These are the wages of turning a blind eye to the illegal cross-border traffic between Mexico and the United States:
Mexican Brigadier Generak Mauro Enrique Tello Quiñones, along with his bodyguard and driver, were kidnapped, methodically tortured, and then driven out to the jungle and shot in the head.
This ambush did not take place in a remote area of the country, but in Cancun, one of Mexico plush tourist attractions.
Their bodies were found Tuesday in the cab of a pickup truck on the side of a highway leading out of town. An autopsy revealed that both the general’s arms and legs had been broken.
Tello, 63, had retired last month from active duty and moved to the Caribbean resort city to work with the mayor in the fight against drug cartels that have permeated a large part of Mexican society.
The full-dress military funeral last Wednesday was attended by President Felipe Calderón his defense secretary, attorney general, security secretary, and other high-ranking officials, who flanked a general’s coffin as an honor guard.
Spokespersons for the military and other government agencies issued expressions of outrage over the violent triple killing, in a drug war that cost the lives of more than 5, 000 people last year. The military has become increasingly active in Mexico’s initiatives to destroy the cartels and the leadership has vowed it will not allow Tello’s death to remain unsolved or unpunished.
According to U.S. officials, the attach on the general intended to drive a city into submission. One representative said, “That’s why it was done. (The General) was going in to take back the streets.”
Perhaps he was – but given the way Mexico has worked lately, there would be no surprise if we later discovered that the general was killed because he was trying to kick one gang out in order to allow another gang in. This is not to cast aspersions on the memory of General Tello – for all I know, he was an honest and upright officer, but the plain fact of the matter is that gangland corruption is rife in Mexico from top to bottom, and it largely stems from the way the drug cartels have managed to grow strong moving illegal people and goods across the US/Mexico border with the “wink/wink, nudge/nudge” cooperation of the Mexican government, hungry for that American money which has kept Mexico’s economy afloat.

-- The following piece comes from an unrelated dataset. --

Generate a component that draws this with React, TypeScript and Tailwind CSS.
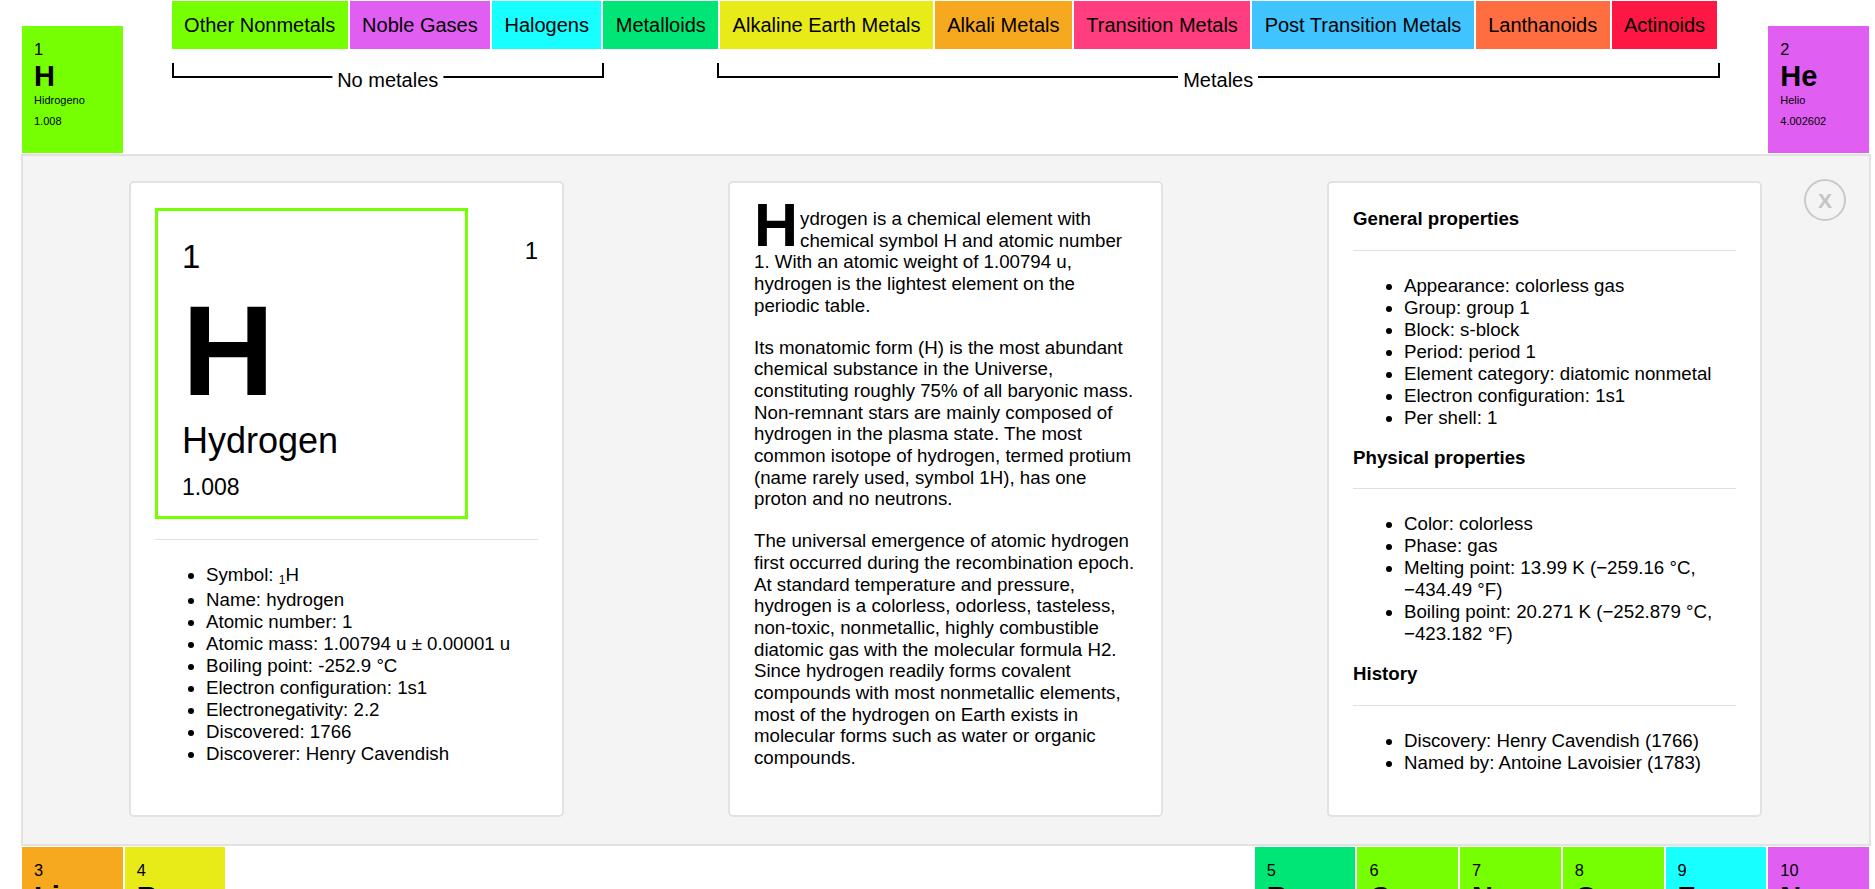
import React from 'react'

interface El {
  n: number
  s: string
  name: string
  w: string
  bg: string
  pos: string
}

const legend = [
  { label: 'Other Nonmetals', bg: 'bg-[#76ff03]' },
  { label: 'Noble Gases', bg: 'bg-[#e05ff2]' },
  { label: 'Halogens', bg: 'bg-[#18ffff]' },
  { label: 'Metalloids', bg: 'bg-[#00e676]' },
  { label: 'Alkaline Earth Metals', bg: 'bg-[#e9eb18]' },
  { label: 'Alkali Metals', bg: 'bg-[#f6a81f]' },
  { label: 'Transition Metals', bg: 'bg-[#ff3d7f]' },
  { label: 'Post Transition Metals', bg: 'bg-[#40c4ff]' },
  { label: 'Lanthanoids', bg: 'bg-[#ff6e40]' },
  { label: 'Actinoids', bg: 'bg-[#ff1744]' },
]

const topRow: El[] = [
  { n: 1, s: 'H', name: 'Hidrogeno', w: '1.008', bg: 'bg-[#76ff03]', pos: 'col-start-1 row-start-1' },
  { n: 2, s: 'He', name: 'Helio', w: '4.002602', bg: 'bg-[#e05ff2]', pos: 'col-start-18 row-start-1' },
]

const bottomRow: El[] = [
  { n: 3, s: 'Li', name: 'Litio', w: '6.94', bg: 'bg-[#f6a81f]', pos: 'col-start-1 row-start-3' },
  { n: 4, s: 'Be', name: 'Berilio', w: '9.0121831', bg: 'bg-[#e9eb18]', pos: 'col-start-2 row-start-3' },
  { n: 5, s: 'B', name: 'Boro', w: '10.81', bg: 'bg-[#00e676]', pos: 'col-start-13 row-start-3' },
  { n: 6, s: 'C', name: 'Carbono', w: '12.011', bg: 'bg-[#76ff03]', pos: 'col-start-14 row-start-3' },
  { n: 7, s: 'N', name: 'Nitrogeno', w: '14.007', bg: 'bg-[#76ff03]', pos: 'col-start-15 row-start-3' },
  { n: 8, s: 'O', name: 'Oxigeno', w: '15.999', bg: 'bg-[#76ff03]', pos: 'col-start-16 row-start-3' },
  { n: 9, s: 'F', name: 'Fluor', w: '18.998403163', bg: 'bg-[#18ffff]', pos: 'col-start-17 row-start-3' },
  { n: 10, s: 'Ne', name: 'Neon', w: '20.1797', bg: 'bg-[#e05ff2]', pos: 'col-start-18 row-start-3' },
]

function Tile({ el, top }: { el: El; top?: boolean }) {
  return (
    <div className={`${el.bg} ${el.pos} ${top ? 'mt-[26px]' : ''} h-[127px] self-start pl-[12px] pt-[15px]`}>
      <div className="text-[16.4px] leading-none">{el.n}</div>
      <div className="mt-[4.6px] text-[29px] font-bold leading-none">{el.s}</div>
      <div className="mt-[4.4px] text-[11px] leading-none">{el.name}</div>
      <div className="mt-[10px] text-[11px] leading-none">{el.w}</div>
    </div>
  )
}

function Bracket({ label, className }: { label: string; className: string }) {
  return (
    <div className={`relative h-[15px] border-x-2 border-b-2 border-black ${className}`}>
      <span className="absolute left-1/2 top-[6.7px] -translate-x-1/2 whitespace-nowrap bg-white px-[5px] text-[20px] leading-none">
        {label}
      </span>
    </div>
  )
}

function Divider() {
  return <div className="mt-[20px] h-px bg-[#e0e0e0]" />
}

export default function App() {
  return (
    <div className="min-h-screen bg-white font-['Liberation_Sans',Arial,sans-serif] text-[18.7px] leading-[22px] text-black">
      <div className="ml-[22px] grid w-[1847px] grid-cols-18 gap-x-[2px] gap-y-[1px]">
        {topRow.map((el) => (
          <Tile key={el.n} el={el} top />
        ))}

        {/* legend + groups */}
        <div className="col-span-16 col-start-2 row-start-1 pl-[47px] pt-[1px]">
          <div className="flex gap-[2px]">
            {legend.map((l) => (
              <div
                key={l.label}
                className={`${l.bg} flex h-[48px] items-center whitespace-nowrap px-[12.4px] text-[20px] leading-none`}
              >
                {l.label}
              </div>
            ))}
          </div>
          <div className="mt-[14px] flex">
            <Bracket label="No metales" className="w-[432px]" />
            <Bracket label="Metales" className="ml-[113px] w-[1003px]" />
          </div>
        </div>

        {/* detail panel */}
        <div className="relative col-span-18 row-start-2 -ml-px -mr-[2px] h-[692px] border-2 border-[#e2e2e2] bg-[#f4f4f4]">
          <button className="absolute right-[23px] top-[23px] flex h-[42px] w-[42px] items-center justify-center rounded-full border-2 border-[#cacaca] text-[21px] font-bold leading-none text-[#c4c4c4]">
            X
          </button>

          <div className="flex gap-[164px] pl-[106px] pt-[25px]">
            {/* card 1 */}
            <div className="h-[636px] w-[435px] rounded-[5px] border-2 border-[#e2e2e2] bg-white px-[24px] pt-[25px]">
              <div className="flex">
                <div className="h-[311px] w-[313px] border-[3px] border-[#76ff03] pl-[24px]">
                  <div className="mt-[29px] text-[33px] leading-none">1</div>
                  <div className="mt-[14px] text-[128px] font-bold leading-none">H</div>
                  <div className="mt-[8px] text-[36px] leading-none">Hydrogen</div>
                  <div className="mt-[17px] text-[23px] leading-none">1.008</div>
                </div>
                <div className="mt-[30.6px] flex-1 text-right text-[24px] leading-none">1</div>
              </div>
              <Divider />
              <ul className="mt-[24px] list-disc pl-[51px]">
                <li className="pb-[3px]">
                  Symbol: <sub className="text-[12px]">1</sub>H
                </li>
                <li>Name: hydrogen</li>
                <li>Atomic number: 1</li>
                <li>Atomic mass: 1.00794 u ± 0.00001 u</li>
                <li>Boiling point: -252.9 °C</li>
                <li>Electron configuration: 1s1</li>
                <li>Electronegativity: 2.2</li>
                <li>Discovered: 1766</li>
                <li>Discoverer: Henry Cavendish</li>
              </ul>
            </div>

            {/* card 2 */}
            <div className="h-[636px] w-[435px] rounded-[5px] border-2 border-[#e2e2e2] bg-white px-[24px] pt-[25px] leading-[21.7px]">
              <p>
                <span className="float-left mr-[2px] text-[61px] font-bold leading-[34px]">H</span>
                ydrogen is a chemical element with chemical symbol H and atomic number 1. With an atomic
                weight of 1.00794 u, hydrogen is the lightest element on the periodic table.
              </p>
              <p className="mt-[20px]">
                Its monatomic form (H) is the most abundant chemical substance in the Universe, constituting
                roughly 75% of all baryonic mass. Non-remnant stars are mainly composed of hydrogen in the
                plasma state. The most common isotope of hydrogen, termed protium (name rarely used, symbol
                1H), has one proton and no neutrons.
              </p>
              <p className="mt-[20px]">
                The universal emergence of atomic hydrogen first occurred during the recombination epoch. At
                standard temperature and pressure, hydrogen is a colorless, odorless, tasteless, non-toxic,
                nonmetallic, highly combustible diatomic gas with the molecular formula H2. Since hydrogen
                readily forms covalent compounds with most nonmetallic elements, most of the hydrogen on
                Earth exists in molecular forms such as water or organic compounds.
              </p>
            </div>

            {/* card 3 */}
            <div className="h-[636px] w-[435px] rounded-[5px] border-2 border-[#e2e2e2] bg-white px-[24px] pt-[25px]">
              <h3 className="font-bold leading-[21.7px]">General properties</h3>
              <Divider />
              <ul className="mt-[24px] list-disc pl-[51px]">
                <li>Appearance: colorless gas</li>
                <li>Group: group 1</li>
                <li>Block: s-block</li>
                <li>Period: period 1</li>
                <li>Element category: diatomic nonmetal</li>
                <li>Electron configuration: 1s1</li>
                <li>Per shell: 1</li>
              </ul>
              <h3 className="mt-[18px] font-bold leading-[21.7px]">Physical properties</h3>
              <Divider />
              <ul className="mt-[24px] list-disc pl-[51px]">
                <li>Color: colorless</li>
                <li>Phase: gas</li>
                <li>Melting point: 13.99 K (−259.16 °C, −434.49 °F)</li>
                <li>Boiling point: 20.271 K (−252.879 °C, −423.182 °F)</li>
              </ul>
              <h3 className="mt-[18px] font-bold leading-[21.7px]">History</h3>
              <Divider />
              <ul className="mt-[24px] list-disc pl-[51px]">
                <li>Discovery: Henry Cavendish (1766)</li>
                <li>Named by: Antoine Lavoisier (1783)</li>
              </ul>
            </div>
          </div>
        </div>

        {bottomRow.map((el) => (
          <Tile key={el.n} el={el} />
        ))}
      </div>
    </div>
  )
}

But now the cartels are so strong and have intimidated or co-opted so many parts of Mexico’s government and security forces that they are essentially vying for control of Mexico – each cartel being run by a war lord who wants to be top dog in his area. Its a frightening lapse back into the Mexican Revolution early in the 20th century which ended up costing the lives of hundreds of thousands of Mexicans and which led to two American interventions in Mexico. The bloody and mostly senseless revolution spilled over several times into the American side of the border, and with larger populations and vastly improved communications of all sorts, what happens in Mexico will just pour over our border in larger numbers, faster, than it did back in the 20th century.
There is, unfortunately, not much we can do to help Mexico – prickly national pride prohibits any American attempt to intervene in Mexico unless we want to invade the whole country and take over, which is an action no American government would ever contemplate. But we can take the lesson – because we, too, turned a blind eye. We made much noise of securing the border and fighting the drug trade, but we really did neither. We wanted the cheap labor and didn’t want to be bothered with having do to the right thing, which was to have enforced our laws, given that all democratically created laws are to be enforced not only for the good of the law-abiding, but for the law-breakers, as well. The rising death and despair in Mexico is a direct outgrowth of two peoples and two governments unwilling to enforce their own laws.
It is to be hoped that the Mexican government will find those hard nosed, patriotic and honest Mexicans who will carry the fight to the drug cartels until they are destroyed. But my fear is that we’re seeing merely the first act of a long, bloody tragedy in Mexico – and a tragedy we helped create. Always, always, always do the right thing – no matter how painful it seems at the moment, its less painful than what will come after, if we take the easy way out.